About the Author: James Agee was essentially a poet whose collection of poetry is titled Permit me voyage. His other famous works of prose include Let us now praise famous men and The Morning Watch. He was born in Knoxville, Tennessee which provides the setting for many of his works including A Death in the Family.
Sadly, Agee passed away suddenly before he could finalize the manuscript of A Death in the Family. After his passing, the editors put together the novel with absolutely no rewriting. The editors came across certain sections that did not fit into the overall chronology of events and hence those sections are printed in italics. This work of Agee is also considered to be partly autobiographical.

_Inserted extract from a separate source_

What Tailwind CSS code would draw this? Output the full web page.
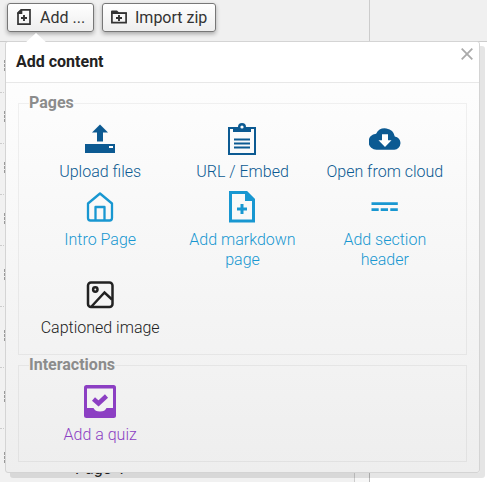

The narrative is about how a family deals with the sudden death of one of its members, Jay Follet. The readers are given a glimpse into the minds of the various members and it is such honest writing that you feel as if Agee has lived the life of each character. For example, when the narrative shifts to the perspective of Jay’s old mother-in-law, she is in a room with four other people who are discussing what needs to be done next. Since she is quite deaf, she feels uncomfortable and decides to smile politely even though she knows they are discussing something related to Jay.
Other family members are Jay’s alcoholic brother, Jay’s wife Mary and her atheist father with his very strong views. But the most moving part of the novel is when Jay’s two children, Rufus and Catherine, try their hardest to understand what is happening around them.
All the chapters in italics are from the perspective of Rufus, which I am guessing is autobiographical because the author’s middle name is Rufus. Some of these chapters are very heart-warming as the young Rufus struggles to understand racism, atheism, etc. – ideas that are far beyond his age.
One thing that struck me about the book is how the writing could be so wonderfully poetic but still feel endearingly simple. Here are a few of my favourite lines ….
” An auto engine bore beyond the edge of audibility the furious expletives of its incompetence”
“…. the solemn wonder tolled in him like the shuddering of a prodigious bell…”
On stillness – “their little sounds vanished upon it like the infinitesimal whisperings of snow, falling on open water”
A Death in the Family is powerful and poignant prose. I would recommend it to everyone without a second thought.